Yesterday morning I had no idea that my phone would ring with a call for a last-minute photo shoot.
I thought I'd spend my morning in the same way I often do: coffee, yogurt, granola bar, on an exercise bike in front of the TV while going through e-mails and getting ready for a day of work and cruises in the evening.
But the phone rang, and the request was made.
I have to admit that it was the kind of thing that a gondola owner loves to hear.
"We arranged to have a prop gondola brought in, but when the photographer walked in and saw it, he shook his head and refused to shoot it."
I envisioned a photographer with skill, attitude, and an expert eye for things.
I also imagined a truly awful mock up of a gondola.
As it happens, both were true.
Turns out they walked in with a canoe that had a fake ferro on both ends - and by "walked in" I mean that two guys just carried the thing into the room.
After the photographer's response, I'm sure they walked right back out.
While on the phone we hammered out some of the details, I determined that I could drop everything and make it happen, and by last night the boat was parked in front of my house.
One of my most capable gondoliers, Konnor, arrived first thing in the morning and we washed and loaded up. Well, he washed and did most of the loading, while I spent a lot of time on the phone and planning the driving portion of our adventure.
Trailering can be a breeze, it can also be a nervous affair.
Because the freeways in Los Angeles are terrible in some areas,
and my trailer was in a foul mood,
the trip to the location was stressful.
We ended up at this amazing mansion in the Malibu area - one where a lot of things have been filmed with famous people of all types.
And while that's neat and interesting, I found the roads to be about as tight as some I've seen in small Italian hillside villages.
Eventually we were able to back the trailer into place and with the help of several stage hand types, we pulled the gondola off the trailer by hand...and stuffed the front end of it right through a doorway into the house.
Yes, it was on purpose, and no, we didn't do any damage;
not to the doorway, the landscaping, or the expensive curb-like wall that we had to send it over.
Big sacks of potting soil turned out to be a great solution to the problem of the curb/wall. We stacked them up on both sides, laid a sheet of plywood over the top, and rolled the gondola along that platform using a series of boat fenders. Konnor said we were moving the boat "like Egyptians".
It worked, and in a short time we'd managed to get ten feet of the boat in the room before we reached "critical width" and had to stop.

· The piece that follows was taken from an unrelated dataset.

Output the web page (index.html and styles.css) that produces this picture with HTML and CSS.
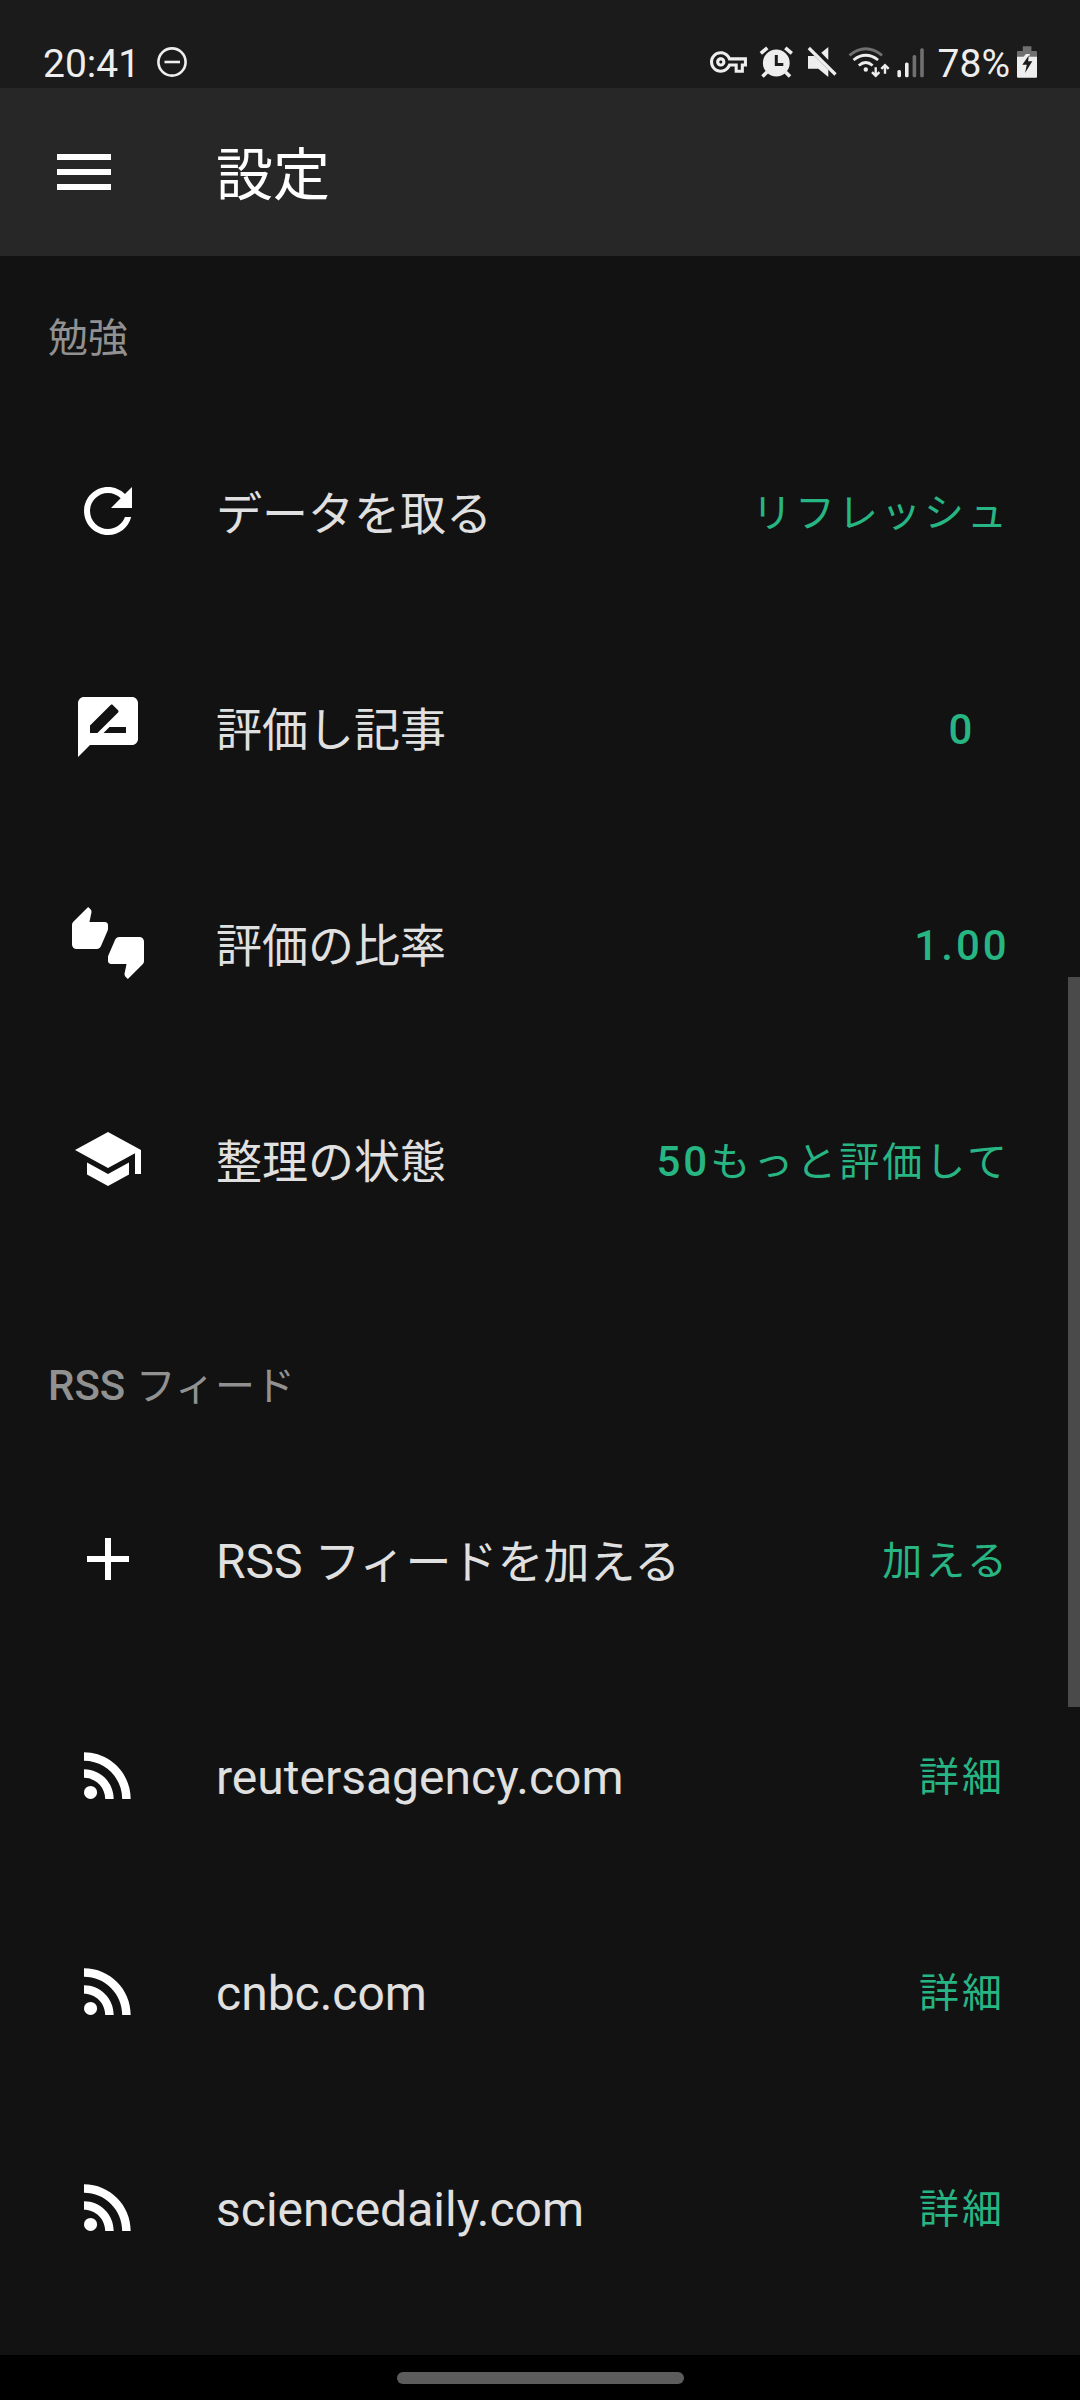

The photographer went to work, setting up equipment I've only seen on a few past shoots - top of the top camera and lighting gear. The laptop computer showed each snap and the images were surreal; more surreal when they brought in the smoke machine. As if that wasn't amazing enough, next the animal handler ushered in a live leopard! Yes, I said "leopard" - the big cat with an amazing pair of spotted pajamas.
Really, I'm not exaggerating here.
This beautiful (and dangerous) animal jumped up on the bow of the gondola, rubbed her face on the ferro, and that photographer (the one with skill, attitude, and an expert eye for things) shot some truly remarkable photos.
It was certainly one of the most unusual image combinations I've seen.
At some point I hope to share with you the particulars of the shoot:
the product being marketed, the photographer, and of course the finished product, but for now all I can do is share the story of the shoot.
We pulled the boat out of the door and got her back on the trailer without incident.
I was happy to discover that we'd done the whole thing without damaging any sprinklerheads and the curb/wall was untouched too.
They say "there's nothing new under the sun", and while that may be mostly true, on the drive home I realized that today we did something that's probably never been done before, ever.
We put the bow of a gondola through the door of a Malibu mansion, and put a live leopard on the deck. I can't wait to see what the final result looks like in print.